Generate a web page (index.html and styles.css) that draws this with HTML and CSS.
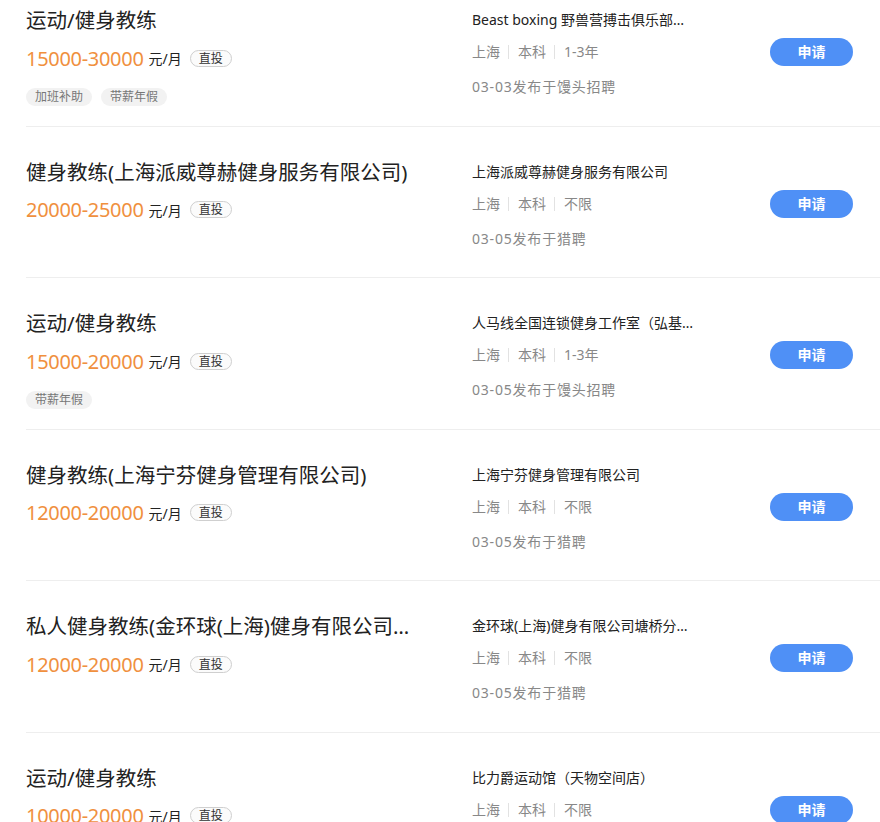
FILE: index.html
```html
<!DOCTYPE html>
<html lang="zh-CN">
<head>
    <meta charset="UTF-8">
    <title>健身教练 - 职位列表</title>
    <link rel="stylesheet" href="styles.css">
</head>
<body>

    <div class="job-list">

        <div class="job">
            <div class="job-main">
                <h2 class="job-title">运动/健身教练</h2>
                <div class="salary-line">
                    <span class="salary">15000-30000</span>
                    <span class="unit">元/月</span>
                    <span class="badge">直投</span>
                </div>
                <div class="welfare">
                    <span>加班补助</span>
                    <span>带薪年假</span>
                </div>
            </div>
            <div class="job-info">
                <div class="company">Beast boxing 野兽营搏击俱乐部（黄浦店）</div>
                <div class="meta"><span>上海</span><span>本科</span><span>1-3年</span></div>
                <div class="date">03-03发布于馒头招聘</div>
            </div>
            <a class="apply" href="#">申请</a>
        </div>

        <div class="job">
            <div class="job-main">
                <h2 class="job-title">健身教练(上海派威尊赫健身服务有限公司)</h2>
                <div class="salary-line">
                    <span class="salary">20000-25000</span>
                    <span class="unit">元/月</span>
                    <span class="badge">直投</span>
                </div>
            </div>
            <div class="job-info">
                <div class="company">上海派威尊赫健身服务有限公司</div>
                <div class="meta"><span>上海</span><span>本科</span><span>不限</span></div>
                <div class="date">03-05发布于猎聘</div>
            </div>
            <a class="apply" href="#">申请</a>
        </div>

        <div class="job">
            <div class="job-main">
                <h2 class="job-title">运动/健身教练</h2>
                <div class="salary-line">
                    <span class="salary">15000-20000</span>
                    <span class="unit">元/月</span>
                    <span class="badge">直投</span>
                </div>
                <div class="welfare">
                    <span>带薪年假</span>
                </div>
            </div>
            <div class="job-info">
                <div class="company">人马线全国连锁健身工作室（弘基广场店）</div>
                <div class="meta"><span>上海</span><span>本科</span><span>1-3年</span></div>
                <div class="date">03-05发布于馒头招聘</div>
            </div>
            <a class="apply" href="#">申请</a>
        </div>

        <div class="job">
            <div class="job-main">
                <h2 class="job-title">健身教练(上海宁芬健身管理有限公司)</h2>
                <div class="salary-line">
                    <span class="salary">12000-20000</span>
                    <span class="unit">元/月</span>
                    <span class="badge">直投</span>
                </div>
            </div>
            <div class="job-info">
                <div class="company">上海宁芬健身管理有限公司</div>
                <div class="meta"><span>上海</span><span>本科</span><span>不限</span></div>
                <div class="date">03-05发布于猎聘</div>
            </div>
            <a class="apply" href="#">申请</a>
        </div>

        <div class="job">
            <div class="job-main">
                <h2 class="job-title">私人健身教练(金环球(上海)健身有限公司塘桥分公司)</h2>
                <div class="salary-line">
                    <span class="salary">12000-20000</span>
                    <span class="unit">元/月</span>
                    <span class="badge">直投</span>
                </div>
            </div>
            <div class="job-info">
                <div class="company">金环球(上海)健身有限公司塘桥分公司</div>
                <div class="meta"><span>上海</span><span>本科</span><span>不限</span></div>
                <div class="date">03-05发布于猎聘</div>
            </div>
            <a class="apply" href="#">申请</a>
        </div>

        <div class="job">
            <div class="job-main">
                <h2 class="job-title">运动/健身教练</h2>
                <div class="salary-line">
                    <span class="salary">10000-20000</span>
                    <span class="unit">元/月</span>
                    <span class="badge">直投</span>
                </div>
            </div>
            <div class="job-info">
                <div class="company">比力爵运动馆（天物空间店）</div>
                <div class="meta"><span>上海</span><span>本科</span><span>不限</span></div>
                <div class="date">03-05发布于猎聘</div>
            </div>
            <a class="apply" href="#">申请</a>
        </div>

    </div>

</body>
</html>
```

FILE: styles.css
```css
* {
    margin: 0;
    padding: 0;
    box-sizing: border-box;
}

body {
    font-family: 'Noto Sans', 'Noto Sans CJK SC', sans-serif;
    background-color: #ffffff;
    color: #333;
    overflow: hidden;
}

/* la lista esta desplazada: la primera fila queda cortada arriba */
.job-list {
    margin-top: -25px;
    padding-left: 26px;
}

.job {
    display: flex;
    align-items: flex-start;
    height: 151.5px;
    padding-top: 31px;
    padding-right: 27px;
    border-bottom: 1px solid #eeeeee;
}

.job-main {
    width: 446px;
    flex-shrink: 0;
}

.job-title {
    font-size: 20.5px;
    font-weight: normal;
    line-height: 28px;
    color: #222;
    max-width: 392px;
    white-space: nowrap;
    overflow: hidden;
    text-overflow: ellipsis;
}

.salary-line {
    display: flex;
    align-items: center;
    height: 28px;
    margin-top: 10px;
}

.salary {
    font-size: 20px;
    color: #f0903e;
    letter-spacing: -0.3px;
}

.unit {
    font-size: 14px;
    color: #222;
    margin-left: 5px;
}

.badge {
    font-size: 12px;
    line-height: 15px;
    color: #333;
    border: 1px solid #cfcfcf;
    border-radius: 9px;
    padding: 0 8px;
    margin-left: 8px;
    background-color: #fbfbfb;
}

.welfare {
    display: flex;
    gap: 9px;
    margin-top: 16px;
}

.welfare span {
    font-size: 12px;
    line-height: 18px;
    color: #777;
    background-color: #f2f2f2;
    border-radius: 9px;
    padding: 0 9px;
}

.job-info {
    flex: 1;
}

.company {
    font-size: 14px;
    line-height: 28px;
    color: #222;
    max-width: 222px;
    white-space: nowrap;
    overflow: hidden;
    text-overflow: ellipsis;
}

.meta {
    display: flex;
    align-items: center;
    font-size: 14px;
    line-height: 20px;
    color: #888;
    margin-top: 8px;
}

.meta span + span {
    border-left: 1px solid #e2e2e2;
    margin-left: 8px;
    padding-left: 9px;
    line-height: 14px;
}

.date {
    font-size: 14px;
    line-height: 20px;
    color: #888;
    letter-spacing: 0.8px;
    margin-top: 15px;
}

.apply {
    flex-shrink: 0;
    width: 83px;
    height: 28px;
    margin-top: 32px;
    border-radius: 14px;
    background-color: #4f90f6;
    color: white;
    font-size: 14px;
    font-weight: bold;
    line-height: 28px;
    text-align: center;
    text-decoration: none;
}
```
--- --- ---
DIRECTIONS FOR THIS TASK -> Make an exact copy of the whole listing, but don't bring over any pictures.

EXERCISE OUTPUT ->
Generate a web page (index.html and styles.css) that draws this with HTML and CSS.
FILE: index.html
```html
<!DOCTYPE html>
<html lang="zh-CN">
<head>
    <meta charset="UTF-8">
    <title>健身教练 - 职位列表</title>
    <link rel="stylesheet" href="styles.css">
</head>
<body>

    <div class="job-list">

        <div class="job">
            <div class="job-main">
                <h2 class="job-title">运动/健身教练</h2>
                <div class="salary-line">
                    <span class="salary">15000-30000</span>
                    <span class="unit">元/月</span>
                    <span class="badge">直投</span>
                </div>
                <div class="welfare">
                    <span>加班补助</span>
                    <span>带薪年假</span>
                </div>
            </div>
            <div class="job-info">
                <div class="company">Beast boxing 野兽营搏击俱乐部（黄浦店）</div>
                <div class="meta"><span>上海</span><span>本科</span><span>1-3年</span></div>
                <div class="date">03-03发布于馒头招聘</div>
            </div>
            <a class="apply" href="#">申请</a>
        </div>

        <div class="job">
            <div class="job-main">
                <h2 class="job-title">健身教练(上海派威尊赫健身服务有限公司)</h2>
                <div class="salary-line">
                    <span class="salary">20000-25000</span>
                    <span class="unit">元/月</span>
                    <span class="badge">直投</span>
                </div>
            </div>
            <div class="job-info">
                <div class="company">上海派威尊赫健身服务有限公司</div>
                <div class="meta"><span>上海</span><span>本科</span><span>不限</span></div>
                <div class="date">03-05发布于猎聘</div>
            </div>
            <a class="apply" href="#">申请</a>
        </div>

        <div class="job">
            <div class="job-main">
                <h2 class="job-title">运动/健身教练</h2>
                <div class="salary-line">
                    <span class="salary">15000-20000</span>
                    <span class="unit">元/月</span>
                    <span class="badge">直投</span>
                </div>
                <div class="welfare">
                    <span>带薪年假</span>
                </div>
            </div>
            <div class="job-info">
                <div class="company">人马线全国连锁健身工作室（弘基广场店）</div>
                <div class="meta"><span>上海</span><span>本科</span><span>1-3年</span></div>
                <div class="date">03-05发布于馒头招聘</div>
            </div>
            <a class="apply" href="#">申请</a>
        </div>

        <div class="job">
            <div class="job-main">
                <h2 class="job-title">健身教练(上海宁芬健身管理有限公司)</h2>
                <div class="salary-line">
                    <span class="salary">12000-20000</span>
                    <span class="unit">元/月</span>
                    <span class="badge">直投</span>
                </div>
            </div>
            <div class="job-info">
                <div class="company">上海宁芬健身管理有限公司</div>
                <div class="meta"><span>上海</span><span>本科</span><span>不限</span></div>
                <div class="date">03-05发布于猎聘</div>
            </div>
            <a class="apply" href="#">申请</a>
        </div>

        <div class="job">
            <div class="job-main">
                <h2 class="job-title">私人健身教练(金环球(上海)健身有限公司塘桥分公司)</h2>
                <div class="salary-line">
                    <span class="salary">12000-20000</span>
                    <span class="unit">元/月</span>
                    <span class="badge">直投</span>
                </div>
            </div>
            <div class="job-info">
                <div class="company">金环球(上海)健身有限公司塘桥分公司</div>
                <div class="meta"><span>上海</span><span>本科</span><span>不限</span></div>
                <div class="date">03-05发布于猎聘</div>
            </div>
            <a class="apply" href="#">申请</a>
        </div>

        <div class="job">
            <div class="job-main">
                <h2 class="job-title">运动/健身教练</h2>
                <div class="salary-line">
                    <span class="salary">10000-20000</span>
                    <span class="unit">元/月</span>
                    <span class="badge">直投</span>
                </div>
            </div>
            <div class="job-info">
                <div class="company">比力爵运动馆（天物空间店）</div>
                <div class="meta"><span>上海</span><span>本科</span><span>不限</span></div>
                <div class="date">03-05发布于猎聘</div>
            </div>
            <a class="apply" href="#">申请</a>
        </div>

    </div>

</body>
</html>
```

FILE: styles.css
```css
* {
    margin: 0;
    padding: 0;
    box-sizing: border-box;
}

body {
    font-family: 'Noto Sans', 'Noto Sans CJK SC', sans-serif;
    background-color: #ffffff;
    color: #333;
    overflow: hidden;
}

/* la lista esta desplazada: la primera fila queda cortada arriba */
.job-list {
    margin-top: -25px;
    padding-left: 26px;
}

.job {
    display: flex;
    align-items: flex-start;
    height: 151.5px;
    padding-top: 31px;
    padding-right: 27px;
    border-bottom: 1px solid #eeeeee;
}

.job-main {
    width: 446px;
    flex-shrink: 0;
}

.job-title {
    font-size: 20.5px;
    font-weight: normal;
    line-height: 28px;
    color: #222;
    max-width: 392px;
    white-space: nowrap;
    overflow: hidden;
    text-overflow: ellipsis;
}

.salary-line {
    display: flex;
    align-items: center;
    height: 28px;
    margin-top: 10px;
}

.salary {
    font-size: 20px;
    color: #f0903e;
    letter-spacing: -0.3px;
}

.unit {
    font-size: 14px;
    color: #222;
    margin-left: 5px;
}

.badge {
    font-size: 12px;
    line-height: 15px;
    color: #333;
    border: 1px solid #cfcfcf;
    border-radius: 9px;
    padding: 0 8px;
    margin-left: 8px;
    background-color: #fbfbfb;
}

.welfare {
    display: flex;
    gap: 9px;
    margin-top: 16px;
}

.welfare span {
    font-size: 12px;
    line-height: 18px;
    color: #777;
    background-color: #f2f2f2;
    border-radius: 9px;
    padding: 0 9px;
}

.job-info {
    flex: 1;
}

.company {
    font-size: 14px;
    line-height: 28px;
    color: #222;
    max-width: 222px;
    white-space: nowrap;
    overflow: hidden;
    text-overflow: ellipsis;
}

.meta {
    display: flex;
    align-items: center;
    font-size: 14px;
    line-height: 20px;
    color: #888;
    margin-top: 8px;
}

.meta span + span {
    border-left: 1px solid #e2e2e2;
    margin-left: 8px;
    padding-left: 9px;
    line-height: 14px;
}

.date {
    font-size: 14px;
    line-height: 20px;
    color: #888;
    letter-spacing: 0.8px;
    margin-top: 15px;
}

.apply {
    flex-shrink: 0;
    width: 83px;
    height: 28px;
    margin-top: 32px;
    border-radius: 14px;
    background-color: #4f90f6;
    color: white;
    font-size: 14px;
    font-weight: bold;
    line-height: 28px;
    text-align: center;
    text-decoration: none;
}
```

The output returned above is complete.